Herein lies the power or presence. When students’ dysfunction reaches a level where they are unable to work, presence is the way to toe the line. What does this mean? First, students must do their schoolwork in a “public place” in the home. Bedrooms, offices, or basements won’t work if someone isn’t present. This will also eliminate the “pop in” to check if the student is actually doing homework. Once the student is set up to work in a public place in the home (think: kitchen counter, dining room table, coffee table, etc.) the parent just needs to be present but not interacting with the student. In fact, the parent should be mostly ignoring the student. They can make dinner, respond to emails, do the dishes, or read a book.

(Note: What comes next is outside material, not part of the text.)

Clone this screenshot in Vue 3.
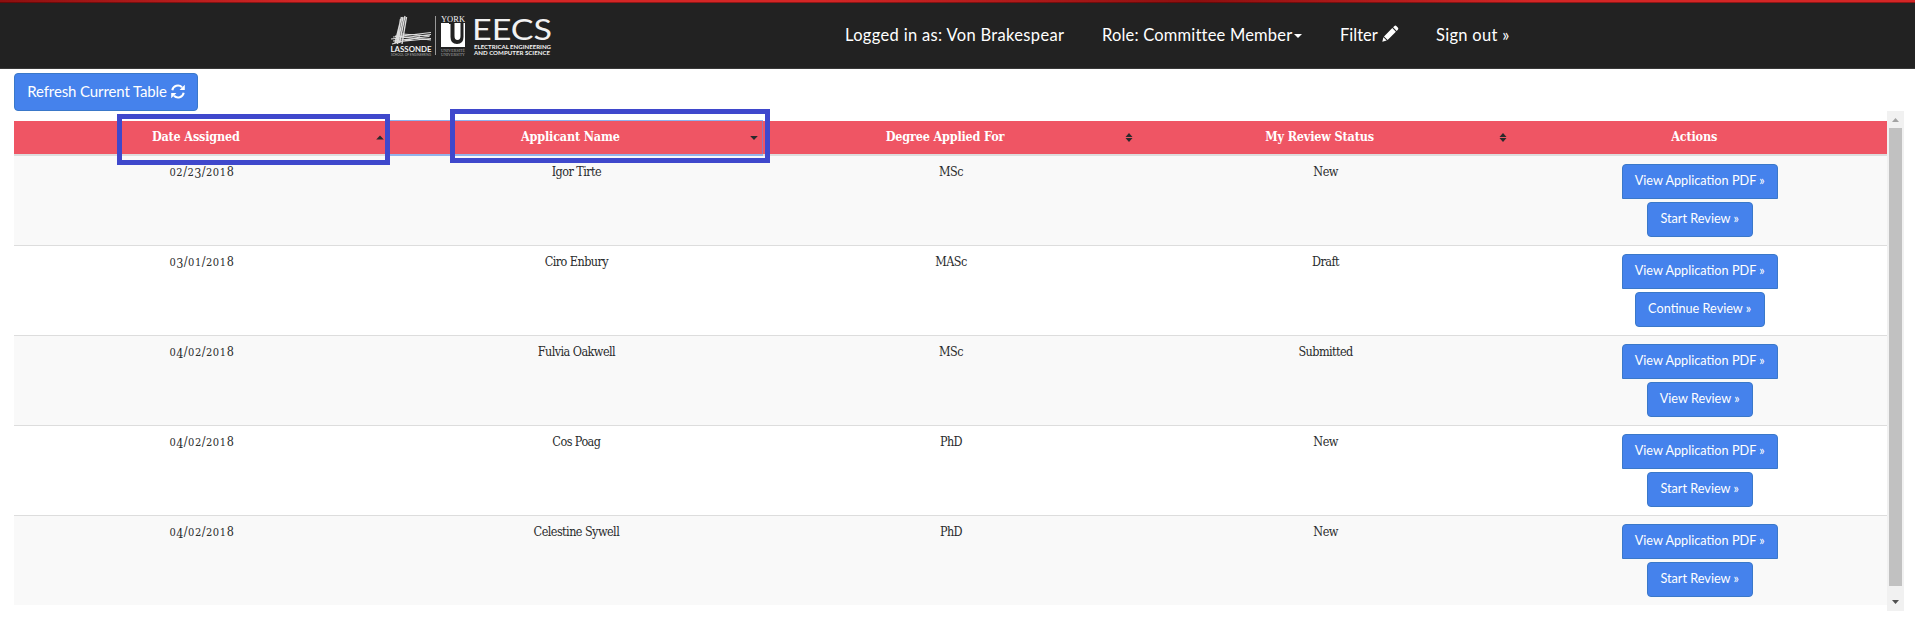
<script setup>
const columns = [
  { label: 'Date Assigned', sort: 'asc' },
  { label: 'Applicant Name', sort: 'desc' },
  { label: 'Degree Applied For', sort: 'both' },
  { label: 'My Review Status', sort: 'both' },
  { label: 'Actions', sort: '' }
]
const rows = [
  { date: '02/23/2018', name: 'Igor Tirte', degree: 'MSc', status: 'New', action: 'Start' },
  { date: '03/01/2018', name: 'Ciro Enbury', degree: 'MASc', status: 'Draft', action: 'Continue' },
  { date: '04/02/2018', name: 'Fulvia Oakwell', degree: 'MSc', status: 'Submitted', action: 'View' },
  { date: '04/02/2018', name: 'Cos Poag', degree: 'PhD', status: 'New', action: 'Start' },
  { date: '04/02/2018', name: 'Celestine Sywell', degree: 'PhD', status: 'New', action: 'Start' }
]
// Old-style numerals: 0-2 sit at x-height, 3-5, 7 and 9 descend, 6 and 8 ascend.
const figure = (c) => ('012'.includes(c) ? 'low' : '34579'.includes(c) ? 'desc' : '')
</script>

<template>
  <div class="page">
    <div class="strip"></div>
    <nav class="navbar">
      <svg class="logo" width="164" height="42" viewBox="0 0 164 42">
        <g stroke="#dcdcdc" fill="none" stroke-width="1.4">
          <path d="M11.500 3 L5 29 M13 3 L7.500 30 M15 2 L9.500 29 M16.500 3 L12 30 M10.500 5 L7 28" />
          <path d="M3 23 L41 18.500 M1 25 L41 20.500 M3 27 L39 22.500 M5 28 L41 24.500 M2 30 L30 23 M5 22 L41 26 M12 20 L40 22" stroke-width="1.100" />
        </g>
        <text x="0.500" y="38" class="lt" font-size="8" font-weight="700" textLength="41" lengthAdjust="spacingAndGlyphs">LASSONDE</text>
        <text x="1" y="41.500" class="lt dim" font-size="3" textLength="40" lengthAdjust="spacingAndGlyphs">SCHOOL OF ENGINEERING</text>
        <rect x="45" y="2" width="1" height="39" fill="#999" />
        <text x="51" y="7.500" class="ls" font-size="8" textLength="24" lengthAdjust="spacingAndGlyphs">YORK</text>
        <path d="M51 9h24v24h-24z" fill="#fff" />
        <path d="M59 9 H64.500 V22 Q64.500 26 67.500 26 Q70.500 26 70.500 22 V9 H73.500 V23 Q73.500 30 67 30 Q60.500 30 60.500 23 V10 H59Z" fill="#222" />
        <text x="51" y="37.500" class="ls dim" font-size="4" textLength="24" lengthAdjust="spacingAndGlyphs">UNIVERSITÉ</text>
        <text x="51" y="41.500" class="ls dim" font-size="4" textLength="24" lengthAdjust="spacingAndGlyphs">UNIVERSITY</text>
        <text x="82" y="26" class="lt eecs" font-size="29.500" textLength="80" lengthAdjust="spacingAndGlyphs">EECS</text>
        <text x="84" y="34.500" class="lt" font-size="6" font-weight="700" textLength="77" lengthAdjust="spacingAndGlyphs">ELECTRICAL ENGINEERING</text>
        <text x="84" y="41" class="lt" font-size="6" font-weight="700" textLength="76" lengthAdjust="spacingAndGlyphs">AND COMPUTER SCIENCE</text>
      </svg>
      <ul class="links">
        <li class="user">Logged in as: Von Brakespear</li>
        <li class="role">Role: Committee Member<i class="caret"></i></li>
        <li class="filter">Filter
          <svg width="17" height="17" viewBox="0 0 17 17" fill="#fff">
            <path d="M12.200 1.200 Q13.400 0 14.600 1.200 L15.800 2.400 Q17 3.600 15.800 4.800 L14.700 5.900 L11.100 2.300Z M10.300 3.100 L13.900 6.700 L5.600 15 L2 11.400Z M1.400 12.300 L4.700 15.600 L.3 16.700Z" />
          </svg>
        </li>
        <li class="out">Sign out »</li>
      </ul>
    </nav>

    <main class="content">
      <button class="btn refresh"><span>Refresh Current Table</span>
        <svg width="14" height="15" viewBox="0 0 14 15">
          <path d="M1.300 6.200 A5.700 5.700 0 0 1 11 3.300 M12.700 8.800 A5.700 5.700 0 0 1 3 11.700" fill="none" stroke="#fff" stroke-width="2" />
          <path d="M13.800 .8 V6 H8.600Z M.2 14.200 V9 H5.400Z" fill="#fff" />
        </svg>
      </button>
      <div class="scroller">
        <table class="grid">
          <thead>
            <tr>
              <th v-for="c in columns" :key="c.label" :class="{ focused: c.sort === 'desc' }">
                {{ c.label }}
                <svg v-if="c.sort" class="sort" width="8" height="9" viewBox="0 0 8 9" fill="#292b2c">
                  <path v-if="c.sort === 'asc'" d="M4 2.500 L7.800 6.500 H.2Z" />
                  <path v-if="c.sort === 'desc'" d="M.2 3 H7.800 L4 7Z" />
                  <path v-if="c.sort === 'both'" d="M4 0 L7.500 4 H.5Z M.5 5 H7.500 L4 9Z" />
                </svg>
              </th>
            </tr>
          </thead>
          <tbody>
            <tr v-for="(r, i) in rows" :key="i">
              <td class="date"><span v-for="(c, k) in r.date" :key="k" :class="figure(c)">{{ c }}</span></td>
              <td class="cell">{{ r.name }}</td>
              <td class="cell">{{ r.degree }}</td>
              <td class="cell">{{ r.status }}</td>
              <td>
                <div class="actions">
                  <button class="btn pdf">View Application PDF »</button>
                  <button class="btn" :class="r.action.toLowerCase()">{{ r.action }} Review »</button>
                </div>
              </td>
            </tr>
          </tbody>
        </table>
        <div class="scrollbar">
          <svg width="17" height="17" viewBox="0 0 17 17"><path d="M5 11 L8.500 7 L12 11Z" fill="#a3a3a3" /></svg>
          <div class="thumb"></div>
          <svg width="17" height="17" viewBox="0 0 17 17"><path d="M5 6 L8.500 10 L12 6Z" fill="#505050" /></svg>
        </div>
      </div>
    </main>
    <div class="mark mark-date"></div>
    <div class="mark mark-name"></div>
  </div>
</template>

<style>
body { margin: 0; background: #fff; overflow: hidden; }
</style>

<style scoped>
.page { position: relative; height: 629px; font-family: "DejaVu Serif Condensed", "DejaVu Serif", serif; color: #292b2c; }
.strip { box-sizing: border-box; height: 3px; border-bottom: 1px solid rgba(40, 0, 0, .4); background: linear-gradient(90deg, #8d0f0f, #d42626 16%, #d42626 43%, #8d0f0f 62.500%, #d42626 80%) border-box; }
.navbar { box-sizing: border-box; height: 66px; background: #222; border-bottom: 1px solid #393939; display: flex; padding-left: 390px; }
.logo { margin-top: 11px; flex: none; overflow: visible; }
.lt { font-family: Lato, sans-serif; fill: #f2f2f2; }
.ls { font-family: "Liberation Serif", serif; fill: #f2f2f2; }
.dim { fill: #aaa; }
.eecs { font-weight: 400; }
.links { list-style: none; margin: 0; padding: 0; display: flex; font: 16.500px/24px Lato, sans-serif; color: #fff; padding-top: 20px; white-space: nowrap; }
.links li { flex: none; box-sizing: border-box; }
.user { margin-left: 291px; width: 257px; letter-spacing: .33px; }
.role { width: 238px; letter-spacing: .19px; }
.caret { display: inline-block; border: 4px solid transparent; border-top-color: #fff; border-bottom: 0; margin-left: 2px; vertical-align: 3px; }
.filter { width: 96px; }
.filter svg { vertical-align: -1px; }
.out { letter-spacing: .3px; }

.content { padding: 4px 11px 0 14px; }
.btn { box-sizing: border-box; display: flex; align-items: center; justify-content: center; background: #4582ec; border: 1px solid #3a78c9; border-radius: 4px; color: #fff; font: 12.700px/18px Lato, sans-serif; padding: 0 0 3px; height: 35px; white-space: nowrap; }
.refresh { width: 184px; height: 38px; font-size: 15px; letter-spacing: -.12px; gap: 4px; padding-bottom: 2px; }
.scroller { display: flex; height: 500px; }
.grid { margin-top: 10px; width: 1873px; height: 484px; table-layout: fixed; border-collapse: separate; border-spacing: 0; text-align: center; font-size: 12.500px; line-height: 18px; }
th { box-sizing: border-box; height: 35px; background: #ef5564; color: #fff; border-bottom: 2px solid #ddd; padding: 0 19px 2px 8px; position: relative; font-size: 12.500px; letter-spacing: -.17px; }
.sort { position: absolute; right: 5px; top: 12px; }
.focused { box-shadow: 0 -1px #8fb2ee, inset -1px 0 #9b77b0; border-bottom-color: #93b3ea; }
td { box-sizing: border-box; height: 90px; padding: 8px 0 0; border-top: 1px solid #ddd; vertical-align: top; }
.cell, .date { padding-top: 7px; padding-left: 1px; }
.cell { letter-spacing: -.55px; }
tr:first-child td { border-top: 0; height: 89px; }
tbody tr:nth-child(odd) { background: #f9f9f9; }
.date { font-size: 12.500px; letter-spacing: .35px; }
.low { font-size: 11px; letter-spacing: .6px; }
.desc { position: relative; top: 2px; }
.actions { display: flex; flex-direction: column; align-items: center; gap: 3px; }
.pdf { width: 156px; border-radius: 4px 4px 0 0; }
.start, .view { width: 106px; }
.continue { width: 130px; }
.scrollbar { width: 17px; background: #f1f1f1; display: flex; flex-direction: column; align-items: center; }
.scrollbar svg { flex: none; }
.thumb { width: 13px; height: 458px; background: #c1c1c1; margin-bottom: 8px; }
.mark { position: absolute; box-sizing: border-box; border: 5px solid #3f48cc; }
.mark-date { left: 117px; top: 114px; width: 273px; height: 51px; box-shadow: inset 0 2px #fff; }
.mark-name { left: 450px; top: 109px; width: 320px; height: 54px; }
</style>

It doesn’t matter, as long as they are giving the student space by not communicating. People get more independent work done in groups. Whether it is a study group at the library, a conference room at work, or in the kitchen at home. There are social factors at play that encourage and motivate.
There is power in merely being present. This gives students space to get started, use their talents, and finish work. It can also soothe parent concerns about work completion. The goal is to not interact with the student at all. No questions; no hovering; no watching. Presence is all that is needed.